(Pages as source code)
● ● ● ●

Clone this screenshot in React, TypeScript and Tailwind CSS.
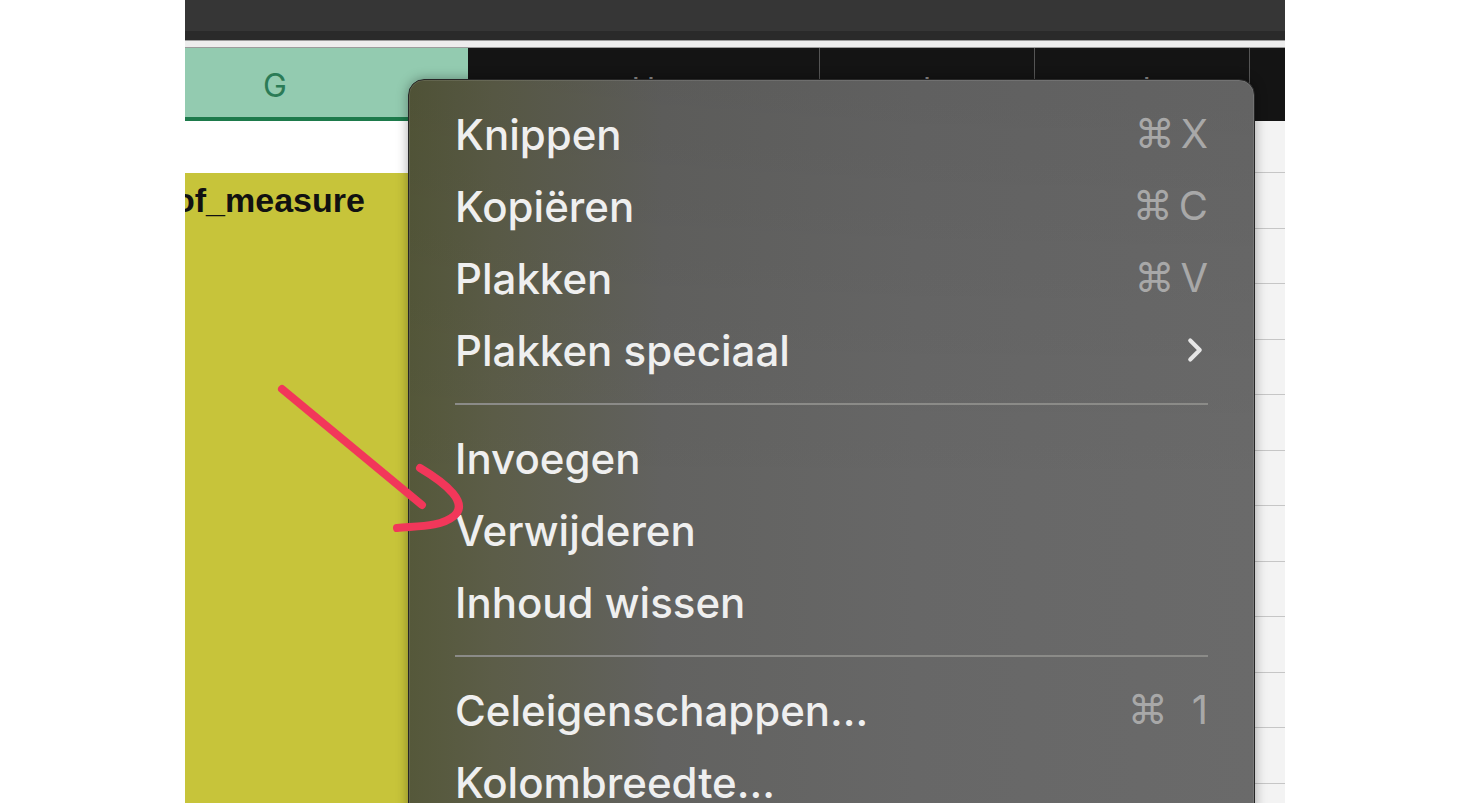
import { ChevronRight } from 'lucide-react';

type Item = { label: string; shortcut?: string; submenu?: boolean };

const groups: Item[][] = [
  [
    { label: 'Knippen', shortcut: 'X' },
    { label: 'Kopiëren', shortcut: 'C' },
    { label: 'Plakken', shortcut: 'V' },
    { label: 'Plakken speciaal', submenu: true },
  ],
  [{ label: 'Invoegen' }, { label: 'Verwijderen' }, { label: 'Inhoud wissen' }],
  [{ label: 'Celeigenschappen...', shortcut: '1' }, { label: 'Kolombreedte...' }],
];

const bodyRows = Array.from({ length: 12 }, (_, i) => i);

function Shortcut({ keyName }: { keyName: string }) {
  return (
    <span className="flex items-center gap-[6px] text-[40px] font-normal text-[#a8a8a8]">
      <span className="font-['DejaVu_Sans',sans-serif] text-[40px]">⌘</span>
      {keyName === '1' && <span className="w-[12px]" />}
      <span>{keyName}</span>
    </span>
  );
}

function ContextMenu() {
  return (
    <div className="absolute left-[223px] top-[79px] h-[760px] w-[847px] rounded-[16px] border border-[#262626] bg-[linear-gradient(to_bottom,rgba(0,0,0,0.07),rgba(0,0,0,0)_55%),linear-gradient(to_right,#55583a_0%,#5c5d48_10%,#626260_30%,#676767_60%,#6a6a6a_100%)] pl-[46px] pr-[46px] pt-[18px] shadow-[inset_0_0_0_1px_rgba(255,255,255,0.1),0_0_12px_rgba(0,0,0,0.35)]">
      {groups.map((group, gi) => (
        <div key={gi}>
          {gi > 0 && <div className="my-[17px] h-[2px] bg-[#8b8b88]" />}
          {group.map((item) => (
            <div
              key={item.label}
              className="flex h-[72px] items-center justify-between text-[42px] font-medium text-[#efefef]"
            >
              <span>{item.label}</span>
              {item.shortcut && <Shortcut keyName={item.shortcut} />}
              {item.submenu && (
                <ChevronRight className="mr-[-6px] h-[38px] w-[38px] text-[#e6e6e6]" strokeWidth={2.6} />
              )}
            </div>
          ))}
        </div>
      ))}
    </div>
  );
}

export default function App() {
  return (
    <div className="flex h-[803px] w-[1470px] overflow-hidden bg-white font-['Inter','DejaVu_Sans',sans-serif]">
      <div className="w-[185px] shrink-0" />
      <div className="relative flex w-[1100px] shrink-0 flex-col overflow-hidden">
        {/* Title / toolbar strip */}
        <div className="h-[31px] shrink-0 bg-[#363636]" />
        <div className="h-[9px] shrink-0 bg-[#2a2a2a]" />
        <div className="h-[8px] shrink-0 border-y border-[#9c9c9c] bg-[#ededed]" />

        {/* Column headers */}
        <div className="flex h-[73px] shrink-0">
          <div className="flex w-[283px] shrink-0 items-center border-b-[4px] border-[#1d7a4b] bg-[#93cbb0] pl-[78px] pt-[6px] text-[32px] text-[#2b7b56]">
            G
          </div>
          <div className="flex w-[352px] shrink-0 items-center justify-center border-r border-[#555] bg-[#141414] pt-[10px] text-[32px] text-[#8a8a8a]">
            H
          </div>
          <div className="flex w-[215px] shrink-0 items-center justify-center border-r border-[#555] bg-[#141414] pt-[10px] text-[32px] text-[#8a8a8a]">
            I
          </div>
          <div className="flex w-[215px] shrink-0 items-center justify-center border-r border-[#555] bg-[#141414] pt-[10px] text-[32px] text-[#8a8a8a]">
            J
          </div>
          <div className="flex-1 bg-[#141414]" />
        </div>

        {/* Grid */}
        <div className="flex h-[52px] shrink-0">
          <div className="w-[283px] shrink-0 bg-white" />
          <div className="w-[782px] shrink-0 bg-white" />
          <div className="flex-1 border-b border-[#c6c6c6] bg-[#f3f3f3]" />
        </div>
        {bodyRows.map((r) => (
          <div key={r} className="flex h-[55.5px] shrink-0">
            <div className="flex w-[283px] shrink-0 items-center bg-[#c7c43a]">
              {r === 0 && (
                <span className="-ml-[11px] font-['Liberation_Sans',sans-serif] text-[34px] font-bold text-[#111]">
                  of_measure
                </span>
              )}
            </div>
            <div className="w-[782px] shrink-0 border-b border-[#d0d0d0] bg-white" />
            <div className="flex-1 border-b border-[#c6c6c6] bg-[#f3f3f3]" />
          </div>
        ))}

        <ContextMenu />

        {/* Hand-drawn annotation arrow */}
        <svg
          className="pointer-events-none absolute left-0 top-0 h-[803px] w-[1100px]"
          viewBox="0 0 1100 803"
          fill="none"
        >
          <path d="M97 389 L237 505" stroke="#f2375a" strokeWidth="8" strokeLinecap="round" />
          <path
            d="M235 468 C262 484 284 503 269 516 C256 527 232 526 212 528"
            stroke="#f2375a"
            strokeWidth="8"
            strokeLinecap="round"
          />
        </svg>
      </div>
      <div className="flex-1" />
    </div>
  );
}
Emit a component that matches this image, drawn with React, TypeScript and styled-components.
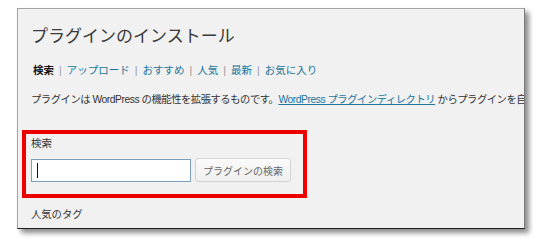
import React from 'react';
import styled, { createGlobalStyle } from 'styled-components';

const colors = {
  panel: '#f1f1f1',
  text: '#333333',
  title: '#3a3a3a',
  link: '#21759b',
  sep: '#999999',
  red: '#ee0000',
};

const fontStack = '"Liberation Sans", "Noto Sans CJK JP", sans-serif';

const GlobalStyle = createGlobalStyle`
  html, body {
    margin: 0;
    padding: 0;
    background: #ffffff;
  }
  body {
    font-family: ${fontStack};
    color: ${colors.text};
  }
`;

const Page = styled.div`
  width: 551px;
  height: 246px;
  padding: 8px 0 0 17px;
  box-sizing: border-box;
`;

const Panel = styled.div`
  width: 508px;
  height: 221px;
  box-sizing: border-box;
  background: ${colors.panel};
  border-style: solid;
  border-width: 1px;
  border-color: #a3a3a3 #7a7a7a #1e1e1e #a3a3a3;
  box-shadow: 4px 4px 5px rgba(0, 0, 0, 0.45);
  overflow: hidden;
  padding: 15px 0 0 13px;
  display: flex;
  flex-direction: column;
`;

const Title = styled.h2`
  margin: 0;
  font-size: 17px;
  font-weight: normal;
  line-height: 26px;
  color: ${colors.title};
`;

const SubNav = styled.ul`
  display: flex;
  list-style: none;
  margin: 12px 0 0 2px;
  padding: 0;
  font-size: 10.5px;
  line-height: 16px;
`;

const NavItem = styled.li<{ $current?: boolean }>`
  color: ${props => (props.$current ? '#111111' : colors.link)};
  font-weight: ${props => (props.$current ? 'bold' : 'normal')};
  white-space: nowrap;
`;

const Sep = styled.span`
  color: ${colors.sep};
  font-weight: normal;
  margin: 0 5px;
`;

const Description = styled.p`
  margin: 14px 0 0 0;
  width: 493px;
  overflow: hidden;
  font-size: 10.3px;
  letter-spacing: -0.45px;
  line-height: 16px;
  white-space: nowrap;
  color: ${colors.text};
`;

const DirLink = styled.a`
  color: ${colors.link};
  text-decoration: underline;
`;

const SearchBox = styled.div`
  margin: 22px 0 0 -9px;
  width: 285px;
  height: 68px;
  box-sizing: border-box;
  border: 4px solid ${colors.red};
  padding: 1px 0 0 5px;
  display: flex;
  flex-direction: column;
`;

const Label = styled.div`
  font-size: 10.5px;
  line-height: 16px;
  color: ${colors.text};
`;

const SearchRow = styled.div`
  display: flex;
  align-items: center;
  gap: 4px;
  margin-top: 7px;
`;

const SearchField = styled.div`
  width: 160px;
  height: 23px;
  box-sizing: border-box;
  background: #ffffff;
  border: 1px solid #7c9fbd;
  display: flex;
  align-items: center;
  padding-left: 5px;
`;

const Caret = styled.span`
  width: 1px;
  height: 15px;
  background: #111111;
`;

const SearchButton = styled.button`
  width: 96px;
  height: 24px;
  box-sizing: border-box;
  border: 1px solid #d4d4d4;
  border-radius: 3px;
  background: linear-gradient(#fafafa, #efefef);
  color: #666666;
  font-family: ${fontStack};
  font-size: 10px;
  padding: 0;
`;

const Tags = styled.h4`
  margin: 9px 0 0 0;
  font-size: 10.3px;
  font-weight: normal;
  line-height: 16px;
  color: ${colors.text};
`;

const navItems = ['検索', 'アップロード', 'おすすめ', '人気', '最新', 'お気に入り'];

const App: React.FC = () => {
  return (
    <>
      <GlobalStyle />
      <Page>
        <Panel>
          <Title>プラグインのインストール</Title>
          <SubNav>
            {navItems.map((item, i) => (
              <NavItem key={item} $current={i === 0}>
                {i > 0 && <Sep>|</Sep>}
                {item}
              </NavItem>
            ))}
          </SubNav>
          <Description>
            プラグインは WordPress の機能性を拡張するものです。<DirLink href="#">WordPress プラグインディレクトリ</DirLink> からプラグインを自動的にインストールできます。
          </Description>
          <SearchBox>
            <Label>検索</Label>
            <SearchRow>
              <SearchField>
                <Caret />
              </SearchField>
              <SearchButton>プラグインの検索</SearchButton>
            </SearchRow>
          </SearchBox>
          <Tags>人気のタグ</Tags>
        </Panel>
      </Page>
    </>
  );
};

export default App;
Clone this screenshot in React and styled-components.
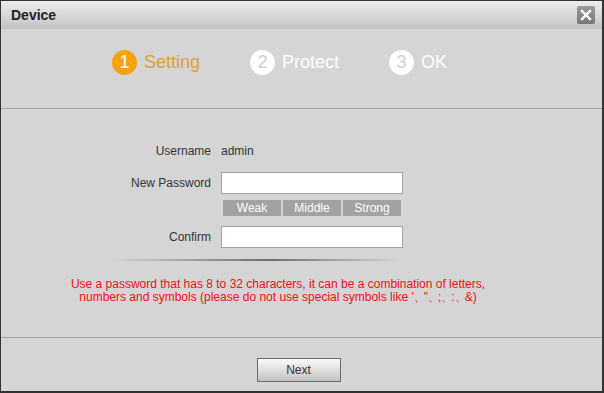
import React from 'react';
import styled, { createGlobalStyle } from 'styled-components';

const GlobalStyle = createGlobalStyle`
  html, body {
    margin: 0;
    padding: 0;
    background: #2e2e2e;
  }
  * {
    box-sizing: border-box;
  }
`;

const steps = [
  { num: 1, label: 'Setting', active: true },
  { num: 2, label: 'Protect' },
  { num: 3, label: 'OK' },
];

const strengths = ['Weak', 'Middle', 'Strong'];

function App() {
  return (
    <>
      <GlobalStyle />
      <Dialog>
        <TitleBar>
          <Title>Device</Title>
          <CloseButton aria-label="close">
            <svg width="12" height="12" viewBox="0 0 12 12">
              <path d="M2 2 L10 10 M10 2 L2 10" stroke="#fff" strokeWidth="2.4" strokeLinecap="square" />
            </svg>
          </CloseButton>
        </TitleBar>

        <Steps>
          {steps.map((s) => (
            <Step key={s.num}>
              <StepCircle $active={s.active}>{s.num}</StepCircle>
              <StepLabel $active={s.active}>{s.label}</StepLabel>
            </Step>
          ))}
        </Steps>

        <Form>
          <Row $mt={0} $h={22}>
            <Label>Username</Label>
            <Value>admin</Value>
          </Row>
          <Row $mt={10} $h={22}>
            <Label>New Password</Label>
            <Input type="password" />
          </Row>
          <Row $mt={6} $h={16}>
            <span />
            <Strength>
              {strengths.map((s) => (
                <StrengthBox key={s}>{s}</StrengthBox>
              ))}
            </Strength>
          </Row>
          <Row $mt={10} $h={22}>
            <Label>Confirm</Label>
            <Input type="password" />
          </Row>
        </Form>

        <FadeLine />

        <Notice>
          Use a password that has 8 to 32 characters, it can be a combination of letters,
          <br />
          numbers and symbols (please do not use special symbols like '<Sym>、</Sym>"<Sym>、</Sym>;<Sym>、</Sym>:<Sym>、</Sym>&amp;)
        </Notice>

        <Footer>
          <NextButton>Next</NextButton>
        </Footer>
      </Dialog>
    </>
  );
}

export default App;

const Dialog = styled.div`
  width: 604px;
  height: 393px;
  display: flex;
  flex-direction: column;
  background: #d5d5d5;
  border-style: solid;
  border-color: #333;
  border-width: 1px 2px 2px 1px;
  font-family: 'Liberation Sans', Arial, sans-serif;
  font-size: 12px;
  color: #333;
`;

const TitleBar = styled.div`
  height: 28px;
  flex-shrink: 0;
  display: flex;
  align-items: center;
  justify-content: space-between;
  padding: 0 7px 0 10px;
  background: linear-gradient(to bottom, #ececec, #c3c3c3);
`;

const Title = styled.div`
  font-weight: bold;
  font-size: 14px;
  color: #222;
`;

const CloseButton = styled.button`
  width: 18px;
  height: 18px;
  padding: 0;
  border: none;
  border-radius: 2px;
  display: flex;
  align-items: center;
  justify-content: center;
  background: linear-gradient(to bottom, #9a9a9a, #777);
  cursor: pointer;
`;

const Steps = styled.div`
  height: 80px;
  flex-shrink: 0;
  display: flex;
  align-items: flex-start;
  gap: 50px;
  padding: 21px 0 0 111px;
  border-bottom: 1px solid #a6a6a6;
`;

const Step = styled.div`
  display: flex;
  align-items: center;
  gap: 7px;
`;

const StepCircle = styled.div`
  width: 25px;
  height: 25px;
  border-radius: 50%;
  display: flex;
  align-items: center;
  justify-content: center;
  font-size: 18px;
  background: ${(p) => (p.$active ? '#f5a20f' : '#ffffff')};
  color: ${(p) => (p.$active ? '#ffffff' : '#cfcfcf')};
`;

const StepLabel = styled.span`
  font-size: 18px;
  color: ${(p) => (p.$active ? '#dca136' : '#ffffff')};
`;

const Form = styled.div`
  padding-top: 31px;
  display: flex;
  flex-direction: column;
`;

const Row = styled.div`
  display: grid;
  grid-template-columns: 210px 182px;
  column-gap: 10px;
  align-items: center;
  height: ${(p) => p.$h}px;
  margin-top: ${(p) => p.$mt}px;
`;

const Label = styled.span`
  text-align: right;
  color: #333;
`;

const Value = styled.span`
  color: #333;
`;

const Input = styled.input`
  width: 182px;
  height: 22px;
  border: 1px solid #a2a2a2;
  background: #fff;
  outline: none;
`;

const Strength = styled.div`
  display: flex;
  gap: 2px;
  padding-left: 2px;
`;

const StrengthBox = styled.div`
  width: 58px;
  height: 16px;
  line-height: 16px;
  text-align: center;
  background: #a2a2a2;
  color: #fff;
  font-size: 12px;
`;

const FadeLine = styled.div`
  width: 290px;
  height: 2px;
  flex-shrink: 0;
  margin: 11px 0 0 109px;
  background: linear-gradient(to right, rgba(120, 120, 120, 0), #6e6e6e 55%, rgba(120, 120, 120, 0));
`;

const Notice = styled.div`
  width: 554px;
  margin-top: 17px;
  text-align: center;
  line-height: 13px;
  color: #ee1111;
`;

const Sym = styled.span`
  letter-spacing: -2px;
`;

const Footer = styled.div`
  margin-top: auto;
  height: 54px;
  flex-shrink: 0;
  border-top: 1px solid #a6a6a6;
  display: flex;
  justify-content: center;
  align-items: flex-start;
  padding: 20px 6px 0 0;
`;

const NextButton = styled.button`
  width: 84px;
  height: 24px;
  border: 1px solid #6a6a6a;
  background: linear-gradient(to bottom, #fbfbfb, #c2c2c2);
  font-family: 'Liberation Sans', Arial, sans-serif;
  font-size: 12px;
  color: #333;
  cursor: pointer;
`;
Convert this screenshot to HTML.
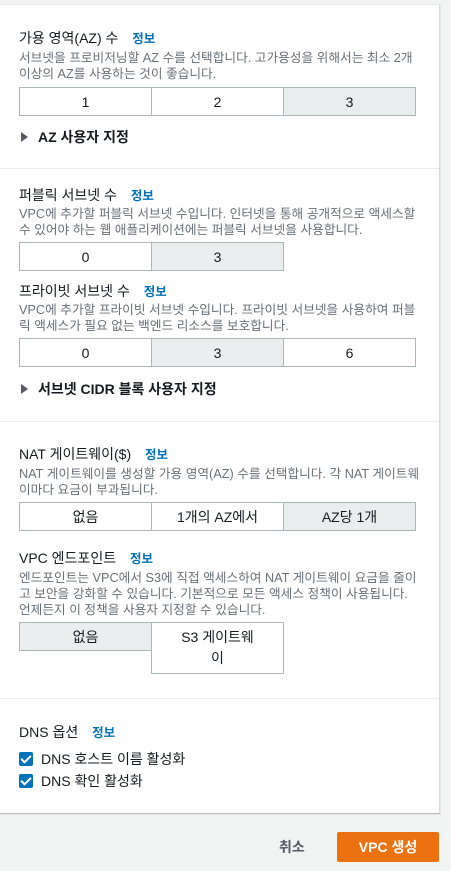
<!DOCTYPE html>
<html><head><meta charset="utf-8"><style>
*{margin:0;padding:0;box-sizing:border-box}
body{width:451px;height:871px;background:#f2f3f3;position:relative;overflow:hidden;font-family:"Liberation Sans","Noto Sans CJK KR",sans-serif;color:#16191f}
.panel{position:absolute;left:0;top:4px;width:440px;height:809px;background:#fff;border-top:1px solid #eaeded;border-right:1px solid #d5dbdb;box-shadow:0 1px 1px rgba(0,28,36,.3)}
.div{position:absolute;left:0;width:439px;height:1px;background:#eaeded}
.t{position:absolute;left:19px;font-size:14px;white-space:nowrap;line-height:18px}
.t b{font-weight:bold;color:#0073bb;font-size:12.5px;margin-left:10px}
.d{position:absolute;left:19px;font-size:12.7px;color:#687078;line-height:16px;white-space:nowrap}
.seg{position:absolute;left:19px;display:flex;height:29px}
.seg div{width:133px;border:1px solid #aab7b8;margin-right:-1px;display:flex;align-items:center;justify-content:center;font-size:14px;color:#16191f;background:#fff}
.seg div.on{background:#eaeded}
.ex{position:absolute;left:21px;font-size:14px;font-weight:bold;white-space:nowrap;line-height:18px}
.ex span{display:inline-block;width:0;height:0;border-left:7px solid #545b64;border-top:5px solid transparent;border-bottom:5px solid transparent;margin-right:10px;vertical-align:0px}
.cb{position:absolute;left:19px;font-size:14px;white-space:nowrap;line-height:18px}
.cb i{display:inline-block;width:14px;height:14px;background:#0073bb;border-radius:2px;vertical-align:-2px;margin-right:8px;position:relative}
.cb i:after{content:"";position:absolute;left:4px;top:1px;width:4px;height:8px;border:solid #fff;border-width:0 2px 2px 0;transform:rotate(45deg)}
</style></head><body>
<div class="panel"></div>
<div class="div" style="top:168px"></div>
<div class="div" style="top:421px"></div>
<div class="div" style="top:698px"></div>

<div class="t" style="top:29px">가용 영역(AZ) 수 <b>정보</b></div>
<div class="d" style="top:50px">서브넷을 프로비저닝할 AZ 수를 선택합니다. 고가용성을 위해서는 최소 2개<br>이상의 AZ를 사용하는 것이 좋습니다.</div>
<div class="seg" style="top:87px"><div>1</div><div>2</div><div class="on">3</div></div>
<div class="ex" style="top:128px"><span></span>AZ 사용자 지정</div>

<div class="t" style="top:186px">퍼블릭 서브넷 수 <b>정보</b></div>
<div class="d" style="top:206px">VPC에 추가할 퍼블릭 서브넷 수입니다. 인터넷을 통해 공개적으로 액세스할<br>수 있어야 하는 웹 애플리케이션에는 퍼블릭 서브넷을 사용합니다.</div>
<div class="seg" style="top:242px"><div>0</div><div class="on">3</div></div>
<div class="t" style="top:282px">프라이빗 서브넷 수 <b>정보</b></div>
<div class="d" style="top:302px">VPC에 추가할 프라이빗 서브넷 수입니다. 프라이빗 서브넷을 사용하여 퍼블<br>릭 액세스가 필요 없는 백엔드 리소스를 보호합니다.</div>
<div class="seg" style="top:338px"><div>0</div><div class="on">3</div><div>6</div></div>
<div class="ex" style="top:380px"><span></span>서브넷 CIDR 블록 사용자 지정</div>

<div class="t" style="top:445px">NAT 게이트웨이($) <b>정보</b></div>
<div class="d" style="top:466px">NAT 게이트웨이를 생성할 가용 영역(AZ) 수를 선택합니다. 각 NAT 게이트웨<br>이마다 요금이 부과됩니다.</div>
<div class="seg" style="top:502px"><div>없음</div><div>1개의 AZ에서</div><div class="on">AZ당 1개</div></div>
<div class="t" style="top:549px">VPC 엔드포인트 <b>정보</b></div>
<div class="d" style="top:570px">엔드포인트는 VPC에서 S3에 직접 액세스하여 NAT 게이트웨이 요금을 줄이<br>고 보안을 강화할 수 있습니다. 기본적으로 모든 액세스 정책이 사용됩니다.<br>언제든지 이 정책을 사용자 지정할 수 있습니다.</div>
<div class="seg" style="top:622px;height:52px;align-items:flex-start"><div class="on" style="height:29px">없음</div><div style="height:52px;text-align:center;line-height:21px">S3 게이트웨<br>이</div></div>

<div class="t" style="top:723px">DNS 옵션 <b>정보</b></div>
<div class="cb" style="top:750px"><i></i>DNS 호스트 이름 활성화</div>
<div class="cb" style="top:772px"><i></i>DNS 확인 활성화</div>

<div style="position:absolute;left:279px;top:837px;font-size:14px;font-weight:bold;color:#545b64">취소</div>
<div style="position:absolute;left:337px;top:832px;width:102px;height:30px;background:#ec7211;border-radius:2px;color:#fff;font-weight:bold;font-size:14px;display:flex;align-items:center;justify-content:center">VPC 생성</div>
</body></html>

● ● ● ●

#### Required work
Look for "TypeScript" and pull out every line that has it.

#### Solution to this exercise
Clone this screenshot in React, TypeScript and Tailwind CSS.
Emit a component that matches this image, drawn with React, TypeScript and styled-components.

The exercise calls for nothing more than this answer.